Returning to the UK in 1993, Irwin became the Vice-Chairman of the United Nations Association in 1995, and its chairman from 1996 to 1998.

==Campaigning==
Irwin is an active supporter of assisted dying, humanism and secularism. He was interviewed by Ritula Shah about such matters in the BBC Radio 4 series One to One on 21 May 2013.

===Assisted dying===
From 1995 to 2003, Irwin was either the vice-chairman or the Chairman of the Voluntary Euthanasia Society (now named Dignity in Dying).

On the 25th November 1999 Irwin stood as a "Campaign for Living Will Legislation" candidate in the Kensington and Chelsea parliamentary by-election occasioned by the death of MP Alan Clark. Irwin gained 97 votes, putting him 9th out of 18 candidates. Michael Portillo was elected.

Irwin was President of the World Federation of Right to Die Societies from 2002 to 2004, and a Director of that organisation from 2004 to 2006.

In December 2009, Irwin established the Society for Old Age Rational Suicide (SOARS) which is promoting a discussion on the possibility of elderly, competent individuals, who are suffering from various medical problems, having a doctor legally end their lives, if this is their persistent request. From 2009 to August 2015 he was the Coordinator of this organisation. In October 2015 he was made a Patron of SOARS (now renamed My Death, My Decision).

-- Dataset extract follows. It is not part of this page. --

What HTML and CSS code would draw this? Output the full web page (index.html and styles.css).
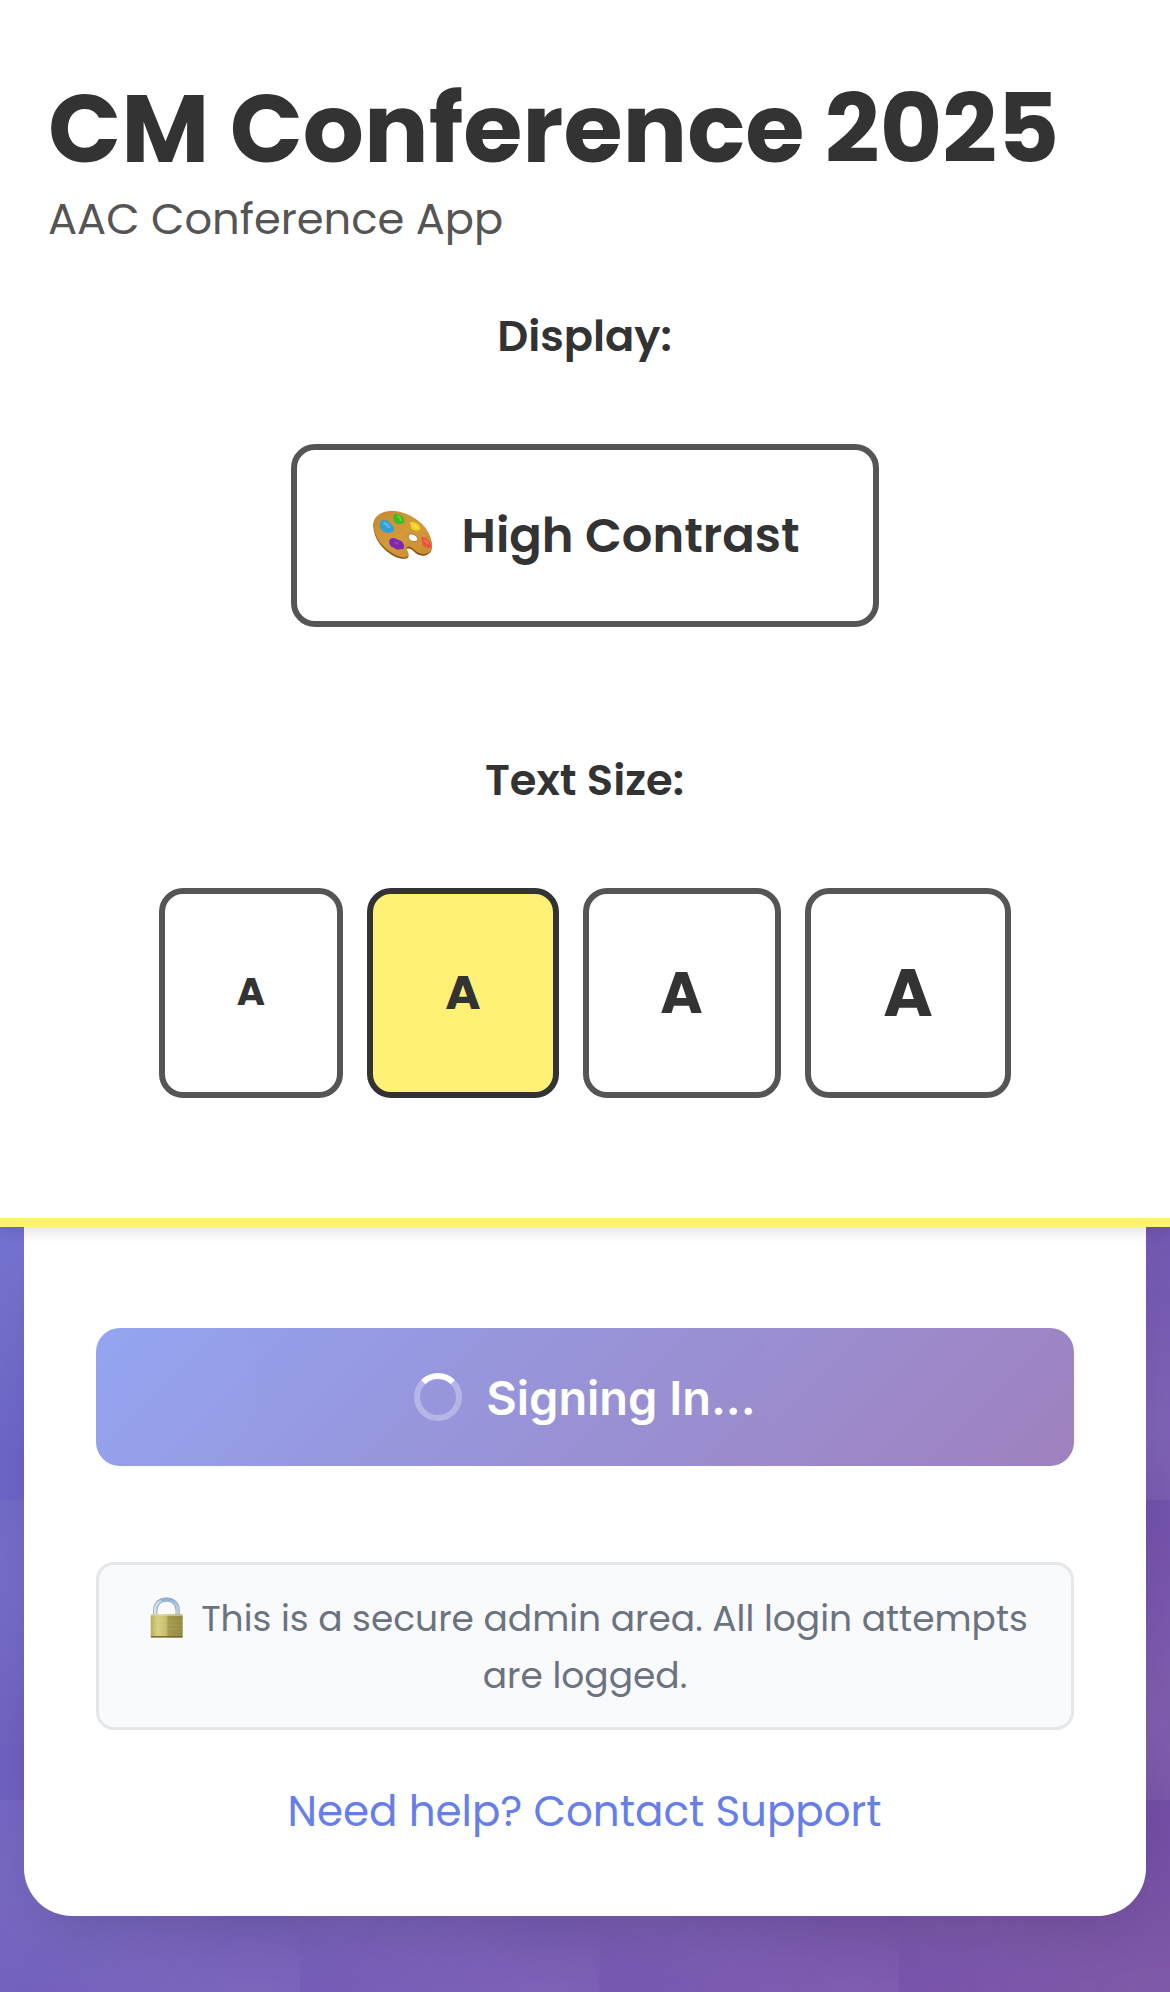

Since 2005 Irwin has accompanied four individuals from the UK to Switzerland to witness their doctor-assisted suicides there. In 2009, he was arrested for partially financing the trip of Raymond Cutkelvin to Dignitas. After a year on bail, he was not charged.

===Secularism and humanism===
Irwin is a patron of Humanists UK and an honorary associate of the National Secular Society.

Since 2005 Irwin has sponsored the National Secular Society's £5000 Secularist of the Year award, which is known as the Irwin Prize. In 2006 he founded the Secular Medical Forum and was its Coordinator for three years.

On 15 September 2010, Irwin, along with 54 other public figures, signed an open letter published in The Guardian, stating their opposition to Pope Benedict XVI's state visit to the UK.

==Personal life==
Irwin's father was William Knox Irwin FRCS, a surgeon and author of medical textbooks. Michael Irwin married Elizabeth Naumann in 1958; the marriage was dissolved in 1982. He married Frederica Harlow in 1983. He later married Patricia Walters in 1994 – they divorced in 2000. His current partner is Angela Farmer. He has three daughters.

==See also==
- Assisted suicide in the United Kingdom
- Euthanasia in the United Kingdom

==Publications==

===Collected essays (editor)===
- "I'll See Myself Out, Thank You": Thirty personal views in support of assisted suicide. Skyscraper Publications, 2015

==="Family Doctor" booklets===
- Travelling Without Tears. London: British Medical Association, 1964. pp. 30.
- The Truth About Cancer. London: British Medical Association, 1969. pp. 31.

===Public affairs pamphlets===
- Check-ups: safeguarding your health. no.314. New York: Public Affairs Committee, 1961. pp. 18.
- Overweight: a problem for millions. no.364. New York: Public Affairs Committee, 1964. pp. 20.
- Blood: new uses for saving lives. no.377. New York: Public Affairs Committee, 1965. pp. 28.
- Viruses, Colds, and Flu. no.395. New York: Public Affairs Committee, 1966. pp. 20.
- What Do We Know About Allergies? no. 486. New York: Public Affairs Committee, 1972. pp. 28.
- Overweight: a problem for millions. Revised edition. no.364a. New York: Public Affairs Committee, 1973. pp. 24.
- Aspirin: current knowledge about an old medication. no. 614. New York: Public Affairs Committee, 1983. pp. 24.
- Can We Survive Nuclear War? no.625. New York: Public Affairs Committee, 1984. pp. 28.
- Nuclear Energy, Good or Bad? no.629. New York: Public Affairs Committee, 1984. pp. 29.
- Risks to Health and Safety on the Job. no. 644. New York: Public Affairs Committee, 1986. pp. 28.

===Criticism of the World Bank===
- Banking on Poverty: An Insider's Look at the World Bank, Cato Foreign Policy Briefing 3, 20 September 1990.. Reprinted as Chapter 31 of Danaher, Kevin (1994). 50 Years is Enough: the case against the World Bank and the International Monetary Fund. Boston, MA: South End Press. pp. 152–160.